Higher education in the state is subject to the government’s whims. Previously, it had allowed St Xavier’s and colleges under the Ramakrishna Mission to hold admission tests but not Jadavpur University. This will affect the standards of the university. Most meritorious students choose to leave Bengal. Rampant corruption in the recruitment of teachers is demoralizing. Unfortunately, the media are often silent on this matter. The politicization of education is the proverbial last nail in the coffin.

S. Sarkar,
Murshidabad

Broken ties

Sir — Children are not the only ones to blame for wanting to break away from parents (“The modern family”, Dec 11). Parents often prefer to stay with children who are financially stable rather than those who are not. Many parents also choose to live alone because their mindsets do not match their children’s.

Sanjay Agarwal,
Calcutta

Sir — It is unfortunate that young people in the West are ‘breaking up’ with their parents because of an incompatibility in values. Adults may not want to live with their parents, but cutting ties with them over trivial issues is disturbing. Extreme individualism impedes closeness with family members. Such alienation can cause depression among youngsters. In the absence of State-sponsored services like healthcare and pension for the aged, such an attitude can be disastrous for India.

Soumendra Nath Datta,
Calcutta

Close shave

Sir — It is encouraging that the proposed flyover connecting the Eastern Metropolitan Bypass and the Biswa Bangla Gate will no longer be built across the core East Calcutta Wetlands area, but will skirt around it instead. These wetlands have long been eyed by land sharks. Comparative satellite imagery over the decades has shown massive encroachment that threatens the existence of this ecosystem.

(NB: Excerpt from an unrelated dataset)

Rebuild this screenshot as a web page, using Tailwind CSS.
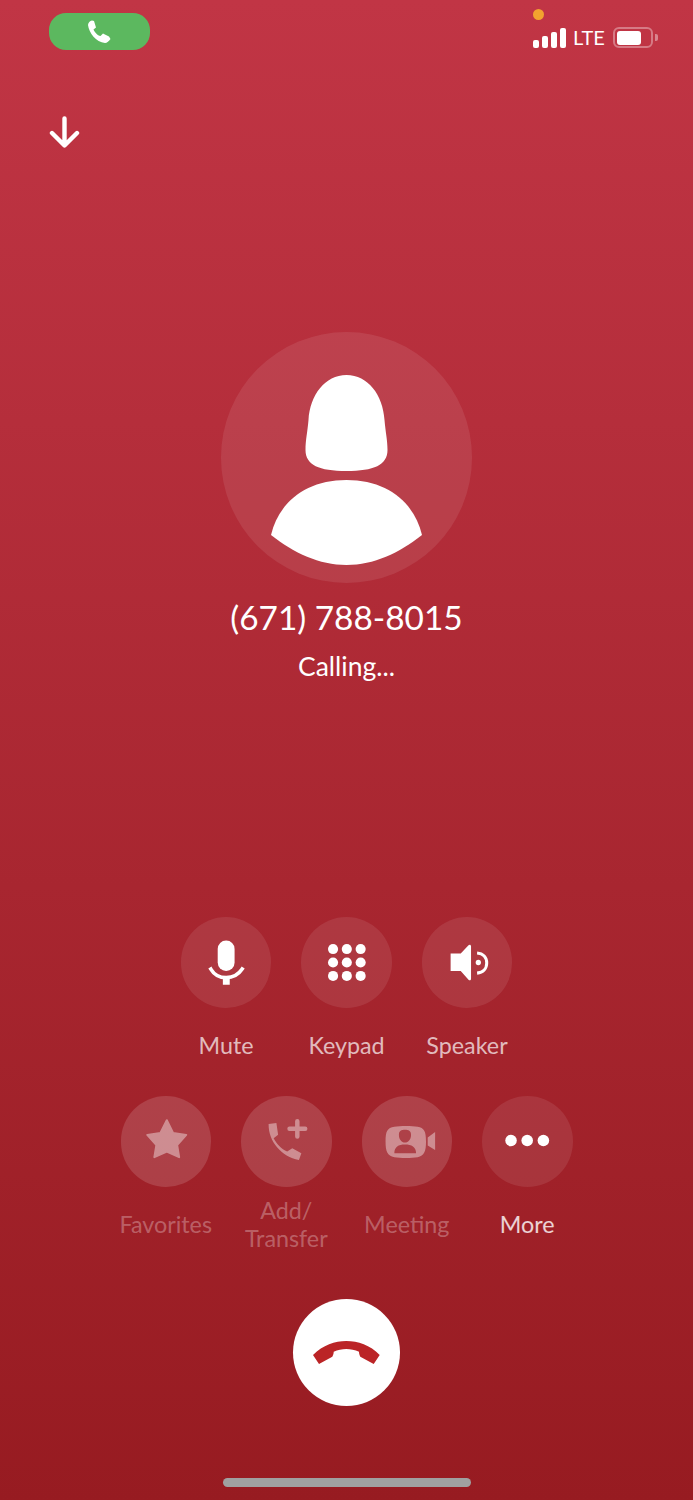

Worse, both the Nabadiganta Industrial Township Authority and the New Town Calcutta Development Authority dump their waste in the wetlands, leading to their contamination. This affects the local ecology as well as the livelihoods of the fisherfolk who depend on it. Policy interventions and judicial activism seem to be the only way to save the environment.

Dyutiman Bhattacharya,
Calcutta

Curious parallel

Sir — Sunanda K. Datta-Ray’s article, “Inked in blood” (Dec 11), is a poignant treatise on people from the Northeast and the infamous Armed Forces (Special Powers) Act. Datta-Ray’s suggestion that those massacred in Mon by the armed forces be honoured in the same way that the victims of the helicopter crash in Coonoor were is interesting. But the government should await the report of the investigation into the Mon incident before taking any action.

K. Nehru Patnaik,
Visakhapatnam

Open threat

Sir — There has been a slew of deaths owing to open manholes. Last month, a man choked to death after falling into one. A few months ago, an elderly woman’s leg got stuck in a manhole; it took the locals, the police, the fire brigade and the New Town Calcutta Development Authority a few hours to rescue her. Open manholes have become a danger for pedestrians, especially children, and pets. The government should take action against such carelessness by the public works department. People, too, should be careful and watch where they are going.

Suhaani Haldar,
Calcutta

Richly deserved

Sir — Nilmani Phookan Jr. winning the prestigious Jnanpith award has rejuvenated the Assamese literary ambience. He is the third Assamese to win the top literary prize. Assam has a rich tradition of poetry and Phookan is one of its foremost proponents. Even though he wrote at a time when rhyming was thought to be the only way to write a poem, he broke off from this tradition and let his words do the talking. His poems are not smooth but they have a profound impact on the reader. Assam is proud of this literary genius.

Noopur Baruah,
Tezpur, Assam

PARTING SHOT

Sir — There is a lot of confusion over the maximum retail price of goods. MRP should be fixed based on ex-factory price, average transport charges, wholesaler’s margin and retailer’s margin and not arbitrarily.